At the bottom of the HSP’s organizational pyramid were the basic organizations, which required a minimum of three members. Local organizations were to be set up in election districts throughout the country. Regional party organs were to be established at the county level and in Budapest. According to the bylaws, these party organs were independent of the national organization. They were to decide on their own which candidates to nominate for election to local representative bodies within their jurisdictions, and they could nominate candidates from their jurisdictions for election to the National Assembly.

At the Fourteenth Party Congress, the leadership gave each HSWP member until October 31, 1989, to decide whether or not to accept membership in the new party. The HSWP’s membership had declined throughout 1989. In mid-1988 the HSWP had approximately 817,000 members; by September 1989, its membership stood at 725,000. However, relatively few members of the old party decided to join the new organization. As a result, the leadership decided to extend the deadline for old HSWP members to December 31. As of mid-December, the HSP claimed about 51,000 members.

Reactions of Hungary’s opposition groups to the changes in the HSWP were decidedly mixed. The Hungarian Democratic Forum stated that “reform of the ruling party is a long-awaited and important event” but believed that the party had failed to make a clear break with the past. The Alliance of Free Democrats feared that “the setting up of the HSP does not mean genuine change. The first resolutions of the new party and the composition of its presidium do not indicate, for the time being, a break away from its past as a state party.” The Social Democratic Party stated that it “did not consider the new socialist party, which carries certain social democratic features, a real political rival” and that free elections would show whether the public considered the changes to be credible.

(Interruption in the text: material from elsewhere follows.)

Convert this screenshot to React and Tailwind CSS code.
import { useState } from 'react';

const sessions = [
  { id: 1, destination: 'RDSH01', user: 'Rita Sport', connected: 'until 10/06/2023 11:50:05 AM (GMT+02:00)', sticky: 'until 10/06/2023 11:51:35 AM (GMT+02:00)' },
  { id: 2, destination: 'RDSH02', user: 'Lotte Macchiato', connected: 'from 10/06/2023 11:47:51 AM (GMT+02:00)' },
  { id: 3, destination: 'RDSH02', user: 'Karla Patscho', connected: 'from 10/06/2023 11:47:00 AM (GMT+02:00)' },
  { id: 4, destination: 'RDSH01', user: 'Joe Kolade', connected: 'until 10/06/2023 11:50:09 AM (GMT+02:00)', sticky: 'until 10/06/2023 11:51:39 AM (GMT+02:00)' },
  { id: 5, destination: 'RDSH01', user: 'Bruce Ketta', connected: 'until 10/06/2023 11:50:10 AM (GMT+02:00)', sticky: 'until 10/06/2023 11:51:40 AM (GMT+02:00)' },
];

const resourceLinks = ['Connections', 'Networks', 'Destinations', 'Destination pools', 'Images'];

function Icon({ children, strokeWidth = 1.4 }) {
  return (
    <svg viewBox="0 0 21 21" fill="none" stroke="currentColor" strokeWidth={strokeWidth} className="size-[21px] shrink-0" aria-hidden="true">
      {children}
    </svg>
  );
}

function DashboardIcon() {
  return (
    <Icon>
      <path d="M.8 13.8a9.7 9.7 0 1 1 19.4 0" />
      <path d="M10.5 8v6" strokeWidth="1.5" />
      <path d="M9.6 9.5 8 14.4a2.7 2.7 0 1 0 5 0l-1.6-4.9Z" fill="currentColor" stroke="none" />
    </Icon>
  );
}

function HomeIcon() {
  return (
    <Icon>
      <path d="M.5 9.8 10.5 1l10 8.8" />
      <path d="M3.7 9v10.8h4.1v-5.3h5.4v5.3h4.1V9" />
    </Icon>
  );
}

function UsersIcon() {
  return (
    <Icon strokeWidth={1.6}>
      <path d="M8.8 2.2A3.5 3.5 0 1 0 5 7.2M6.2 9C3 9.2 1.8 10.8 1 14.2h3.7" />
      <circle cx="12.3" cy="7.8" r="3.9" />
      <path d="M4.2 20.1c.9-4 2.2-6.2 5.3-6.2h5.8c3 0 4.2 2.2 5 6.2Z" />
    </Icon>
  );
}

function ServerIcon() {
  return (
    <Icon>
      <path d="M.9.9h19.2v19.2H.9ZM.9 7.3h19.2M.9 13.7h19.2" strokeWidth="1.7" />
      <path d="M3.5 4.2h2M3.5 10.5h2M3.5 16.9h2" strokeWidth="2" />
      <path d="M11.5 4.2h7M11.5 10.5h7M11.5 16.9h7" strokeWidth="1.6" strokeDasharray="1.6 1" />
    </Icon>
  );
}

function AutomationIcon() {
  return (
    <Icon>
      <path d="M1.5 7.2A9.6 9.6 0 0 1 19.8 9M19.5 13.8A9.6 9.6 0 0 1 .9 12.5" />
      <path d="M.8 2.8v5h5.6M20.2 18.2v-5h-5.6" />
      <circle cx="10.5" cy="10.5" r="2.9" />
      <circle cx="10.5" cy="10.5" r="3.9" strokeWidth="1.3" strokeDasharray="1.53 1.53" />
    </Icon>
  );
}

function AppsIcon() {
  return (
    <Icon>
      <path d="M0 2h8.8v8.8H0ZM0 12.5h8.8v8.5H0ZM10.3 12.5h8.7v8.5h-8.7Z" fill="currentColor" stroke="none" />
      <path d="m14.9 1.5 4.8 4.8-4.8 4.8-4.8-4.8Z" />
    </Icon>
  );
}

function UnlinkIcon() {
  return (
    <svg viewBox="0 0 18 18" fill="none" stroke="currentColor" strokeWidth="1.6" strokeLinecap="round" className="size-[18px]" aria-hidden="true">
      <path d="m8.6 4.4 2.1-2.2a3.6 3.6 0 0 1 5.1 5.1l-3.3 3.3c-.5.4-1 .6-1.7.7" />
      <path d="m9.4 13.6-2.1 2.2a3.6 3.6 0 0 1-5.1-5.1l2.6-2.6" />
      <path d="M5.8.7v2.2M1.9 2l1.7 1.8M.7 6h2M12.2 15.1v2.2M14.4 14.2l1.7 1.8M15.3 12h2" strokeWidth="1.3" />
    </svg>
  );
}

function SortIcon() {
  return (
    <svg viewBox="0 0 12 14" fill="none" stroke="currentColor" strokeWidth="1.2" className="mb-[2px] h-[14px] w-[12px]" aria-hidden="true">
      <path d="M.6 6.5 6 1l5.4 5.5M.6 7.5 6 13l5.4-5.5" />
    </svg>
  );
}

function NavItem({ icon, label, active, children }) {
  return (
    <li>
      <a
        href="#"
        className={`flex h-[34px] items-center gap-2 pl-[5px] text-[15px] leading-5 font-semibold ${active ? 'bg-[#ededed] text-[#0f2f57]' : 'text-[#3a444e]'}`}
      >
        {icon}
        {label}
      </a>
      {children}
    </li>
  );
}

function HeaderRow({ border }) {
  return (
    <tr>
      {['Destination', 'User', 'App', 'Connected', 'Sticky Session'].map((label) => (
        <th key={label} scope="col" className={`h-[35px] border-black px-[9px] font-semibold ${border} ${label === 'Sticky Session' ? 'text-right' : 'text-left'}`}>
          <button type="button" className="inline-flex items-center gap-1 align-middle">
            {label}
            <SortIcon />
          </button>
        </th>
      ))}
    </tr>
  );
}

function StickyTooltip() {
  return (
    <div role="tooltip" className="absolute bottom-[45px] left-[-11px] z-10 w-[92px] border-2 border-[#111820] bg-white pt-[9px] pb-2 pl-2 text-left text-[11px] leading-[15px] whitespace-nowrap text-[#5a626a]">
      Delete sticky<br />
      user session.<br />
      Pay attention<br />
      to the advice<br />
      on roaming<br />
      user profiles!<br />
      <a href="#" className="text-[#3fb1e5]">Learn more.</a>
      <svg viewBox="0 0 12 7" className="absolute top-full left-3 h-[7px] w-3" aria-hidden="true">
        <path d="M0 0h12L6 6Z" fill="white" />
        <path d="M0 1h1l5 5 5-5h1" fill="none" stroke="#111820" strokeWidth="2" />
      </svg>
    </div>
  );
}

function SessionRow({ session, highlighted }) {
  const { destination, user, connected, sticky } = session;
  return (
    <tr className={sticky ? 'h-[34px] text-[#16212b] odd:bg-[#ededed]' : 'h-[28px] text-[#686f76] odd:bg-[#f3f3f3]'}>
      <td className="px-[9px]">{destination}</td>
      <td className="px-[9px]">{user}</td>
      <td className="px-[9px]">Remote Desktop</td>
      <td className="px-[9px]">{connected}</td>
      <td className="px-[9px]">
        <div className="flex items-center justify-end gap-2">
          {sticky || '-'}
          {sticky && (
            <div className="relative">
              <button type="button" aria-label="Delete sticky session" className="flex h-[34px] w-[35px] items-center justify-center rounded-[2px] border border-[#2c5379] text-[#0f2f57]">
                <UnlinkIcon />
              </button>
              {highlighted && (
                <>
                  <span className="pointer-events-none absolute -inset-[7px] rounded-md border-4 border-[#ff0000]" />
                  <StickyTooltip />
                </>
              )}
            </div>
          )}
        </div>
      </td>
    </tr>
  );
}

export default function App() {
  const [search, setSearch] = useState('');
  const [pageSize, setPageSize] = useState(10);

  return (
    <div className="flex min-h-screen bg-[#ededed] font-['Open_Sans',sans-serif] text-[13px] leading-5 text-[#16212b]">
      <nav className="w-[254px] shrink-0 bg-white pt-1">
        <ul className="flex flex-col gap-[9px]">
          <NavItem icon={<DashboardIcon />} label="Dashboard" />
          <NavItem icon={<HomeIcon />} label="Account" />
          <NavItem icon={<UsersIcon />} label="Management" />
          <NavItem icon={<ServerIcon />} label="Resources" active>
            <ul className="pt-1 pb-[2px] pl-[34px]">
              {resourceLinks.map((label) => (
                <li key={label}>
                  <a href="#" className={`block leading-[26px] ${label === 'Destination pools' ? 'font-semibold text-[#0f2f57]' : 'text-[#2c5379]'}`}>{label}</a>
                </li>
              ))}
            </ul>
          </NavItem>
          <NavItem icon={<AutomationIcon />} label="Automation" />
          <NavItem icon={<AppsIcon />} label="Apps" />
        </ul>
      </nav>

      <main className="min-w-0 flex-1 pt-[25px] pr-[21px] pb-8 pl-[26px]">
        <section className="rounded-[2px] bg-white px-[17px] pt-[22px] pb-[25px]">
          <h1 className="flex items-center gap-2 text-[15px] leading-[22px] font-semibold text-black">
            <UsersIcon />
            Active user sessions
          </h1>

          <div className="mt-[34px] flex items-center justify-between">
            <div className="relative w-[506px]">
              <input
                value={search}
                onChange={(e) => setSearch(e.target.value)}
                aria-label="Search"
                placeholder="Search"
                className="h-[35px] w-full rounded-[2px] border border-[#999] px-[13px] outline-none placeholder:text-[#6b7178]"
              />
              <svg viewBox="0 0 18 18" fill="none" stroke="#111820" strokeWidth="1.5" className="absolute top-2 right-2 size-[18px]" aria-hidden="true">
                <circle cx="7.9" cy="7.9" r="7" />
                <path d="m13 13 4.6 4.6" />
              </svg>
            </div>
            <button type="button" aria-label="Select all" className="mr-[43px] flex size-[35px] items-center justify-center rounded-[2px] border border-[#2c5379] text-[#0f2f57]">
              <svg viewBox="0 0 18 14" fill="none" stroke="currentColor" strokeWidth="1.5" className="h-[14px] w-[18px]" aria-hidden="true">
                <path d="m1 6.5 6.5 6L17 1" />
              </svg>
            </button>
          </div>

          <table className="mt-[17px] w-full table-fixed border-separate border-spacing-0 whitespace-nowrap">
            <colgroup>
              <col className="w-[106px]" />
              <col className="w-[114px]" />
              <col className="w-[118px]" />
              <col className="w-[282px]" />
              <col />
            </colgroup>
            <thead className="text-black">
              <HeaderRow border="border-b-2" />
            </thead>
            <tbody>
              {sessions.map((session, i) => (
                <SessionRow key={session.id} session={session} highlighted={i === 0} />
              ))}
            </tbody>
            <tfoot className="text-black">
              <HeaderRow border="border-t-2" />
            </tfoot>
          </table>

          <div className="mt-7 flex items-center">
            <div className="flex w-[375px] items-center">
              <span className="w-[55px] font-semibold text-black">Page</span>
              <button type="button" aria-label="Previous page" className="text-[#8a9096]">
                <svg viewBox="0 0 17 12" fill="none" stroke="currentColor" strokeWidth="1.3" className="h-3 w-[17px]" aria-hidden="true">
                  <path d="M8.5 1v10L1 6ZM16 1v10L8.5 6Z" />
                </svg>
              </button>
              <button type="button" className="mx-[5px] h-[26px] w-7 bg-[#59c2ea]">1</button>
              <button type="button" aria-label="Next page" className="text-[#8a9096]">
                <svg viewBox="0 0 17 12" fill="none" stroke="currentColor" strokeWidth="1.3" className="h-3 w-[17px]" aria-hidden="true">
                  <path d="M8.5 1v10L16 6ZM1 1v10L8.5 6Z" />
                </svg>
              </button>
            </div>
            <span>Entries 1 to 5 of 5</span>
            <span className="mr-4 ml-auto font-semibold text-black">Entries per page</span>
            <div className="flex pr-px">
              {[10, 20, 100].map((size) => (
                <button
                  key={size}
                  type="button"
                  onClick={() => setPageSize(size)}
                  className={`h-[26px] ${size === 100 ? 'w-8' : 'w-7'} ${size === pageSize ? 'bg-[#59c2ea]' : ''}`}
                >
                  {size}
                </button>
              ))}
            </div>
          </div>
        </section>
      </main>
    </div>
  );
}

Conservative party members decided to maintain the existence of the HSWP. Former General Secretary Karoly Grosz was to become a member, as was Janos Berecz, the former HSWP ideology secretary. The conservatives held their own Fourteenth Party Congress of the HSWP in mid-December 1989. The HSWP leadership dedicated itself to creating a “unified Marxist party of workers, peasants, and intellectuals” to retain the achievements of the past four decades, to overcome the country’s “stifling crisis,” and to find paths leading to the realization of socialist ideals.

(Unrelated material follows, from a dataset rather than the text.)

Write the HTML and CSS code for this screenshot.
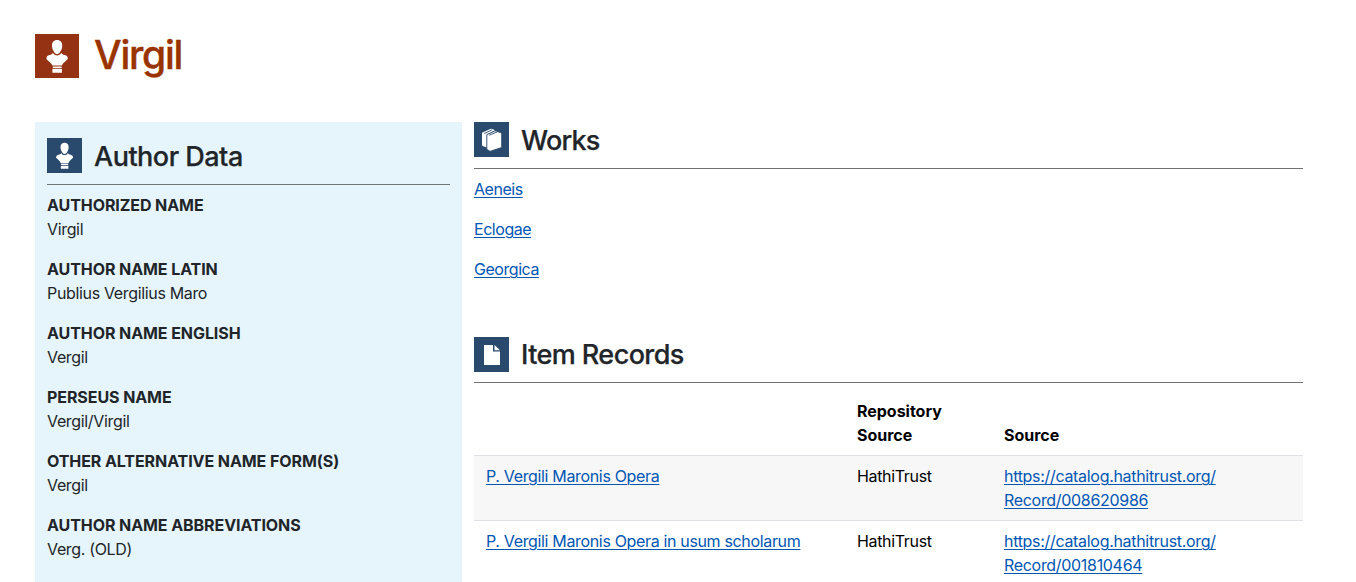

Shortly after the HSP congress, the National Assembly took action on three measures that were the subject of the November 26 referendum called for by the Alliance of Free Democrats and the Federation of Young Democrats. In a session on October 17-18, the National Assembly voted to ban all party organizations from the workplace. At the same session, the legislature passed a law on political parties, which called for redistribution of some of the HSP’s assets to other political parties and the selling off of other party assets to help finance the government’s health and education systems. Finally, on October 20 the National Assembly disbanded the Workers’ Guard, without naming a successor organization.

In October the National Assembly also passed a number of other measures that would have a significant impact on Hungary’s political future. The country’s name was changed to the Republic of Hungary. A new amendment to the Constitution vested legislative power solely in the National Assembly, which henceforth would have the power to draft and enact laws, confirm the government, and pass a budget. A second new amendment abolished the Presidential Council and in its place established the presidency. The president of the republic, who was given a term of office of four years, was granted extensive powers: to serve as commander in chief of the armed forces; to declare war or a state of emergency if the National Assembly were prevented from doing so; to represent Hungary in foreign relations; to sign international agreements; and to nominate the president of the Supreme Court (who then required confirmation by the National Assembly).

A third amendment created the Constitutional Court to review the constitutionality of laws. It was to have power to annul laws deemed unconstitutional. Individuals and institutions could turn to the court with grievances against the state. The Supreme Court consisted of fifteen judges, who were to be nominated by a committee of the National Assembly made up of representatives of various parties and then confirmed by the whole National Assembly.

Yet another amendment stated that “the Hungarian Republic recognizes the inalienable and inviolable rights of man” and that the state’s foremost duty is to protect those rights. The Constitution explicitly endorsed the freedoms of speech, press, and assembly.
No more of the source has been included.